Il suo amore per la letteratura era contagioso; era la sua religione, scherzava, e Shakespeare Dio. Il suo disprezzo del fasullo, altrettanto definitivo. La grande letteratura non ha niente a che fare con l'agenda politica o sociale; ha a che fare con il sublime spirituale, con l'intensità e la profondità della bellezza. Chi confonde Donna Tartt con Dickens, chi prende sul serio Salman Rushdie, chi dà il premio Nobel a Modiano diseduca dalla bellezza, si lamentava.
Per anni Bloom s'era disperato del fatto che l'accademia fosse invasa da un branco di 'operatori culturali', critici marxisti o neo-storicisti, gay o lesbian, tutti decostruzionisti, che invece di Shakespeare, Dante, Omero, Platone, facevano leggere ai loro studenti Derridà, Greenblatt, Foucault. Come può esserci critica, senza amore della lettura? inorridiva. Simile a Falstaff, nell'infinita bonomia che lo predisponeva all'ascolto dei propri e altrui vizi segreti, c'erano però vizi che non perdonava. Enorme era in lui l'insofferenza verso l'abito mediocre dell'universitario in carriera, impegnato nella self-promotion e nell'esibizione della propria tecnica, che chiama teoria.
"Io sono arcaico" ripeteva, ma era una provocazione. Era in realtà un lottatore 'visionario', mai stanco di difendere non la propria teoria, ma la propria visione, maturata nello studio dei grandi poeti romantici inglesi, a cui aveva dedicato i suoi primi, bellissimi libri; e nella profonda adesione all'eresia gnostica, a cui dedicherà saggi molto contestati. Decisivo, in tal senso, l'incontro con Corbin e il suo 'mondo angelico', e con l'"angelo necessario" di stevensiana memoria, anch'esso tramite di accesso a regni che trascendono l'esperienza ordinaria, ma aprono in essa finestre su mondi altri. La Poesia è questo azzardo, o non è: decreterà Bloom nel suo stile lapidario, a bella posta esagerato.
Allo zio - che aveva un negozio di dolci a Brooklyn e un certo giorno, visto che il nipotino stava sempre con un libro in mano, preoccupato gli chiese: ma che intendi fare da grande? candidamente il bimbo rispose: voglio leggere poesia. Al che lo zio gli spiegò che c'erano professori di poesia a Harvard e a Yale. Il piccolo Bloom - età cinque, sei anni- piacevolmente sorpreso ribattè: allora, farò il professore di poesia.

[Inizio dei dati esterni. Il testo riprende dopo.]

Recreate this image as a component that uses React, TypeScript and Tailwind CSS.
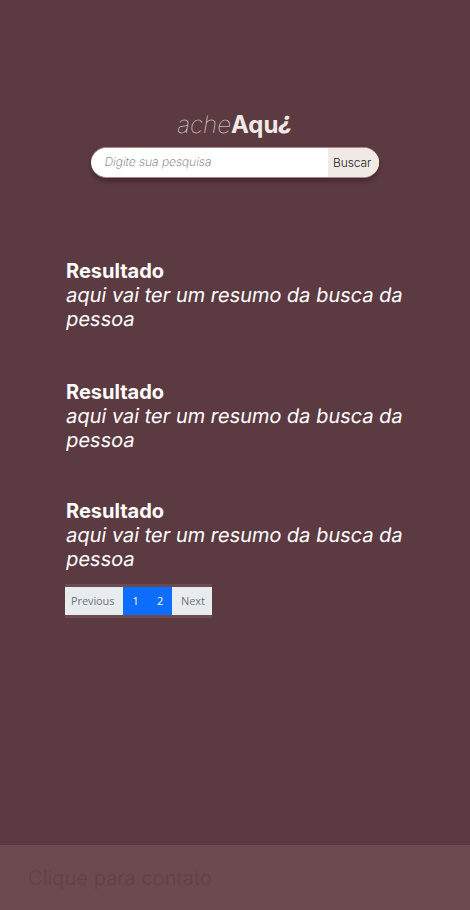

È quello che genialmente è stato: Sterling Professor of the Humanities and English a Yale e Berg Professor of English alla New York University.
Con indosso il maglione blu da marinaio, una mano sul petto all'altezza del cuore, gli occhi lucidi per l'emozione, lo rivedo che cerca un altro accesso ancora al testo che legge, come se ne andasse della sua vita. E s'illumina quando sente che il testo cede il suo segreto, come uno scassinatore quando la cassaforte si apre. Non c'è metodo che tenga, insegnava. C'è soltanto l'allenamento dell'orecchio che si affina, della mente che si intona fino a cogliere nella lettera lo spirito.
Se il sapere universitario è nella sostanza un bluff, è perché pretende di astrarre dell'immagine un contenuto. Mentre chi legge deve abbandonarsi al potere dell'immagine, farsi immagine...
Questa è stata la sua battaglia. Ha perso? Forse, ma l'onore delle armi sia comunque reso allo sconfitto.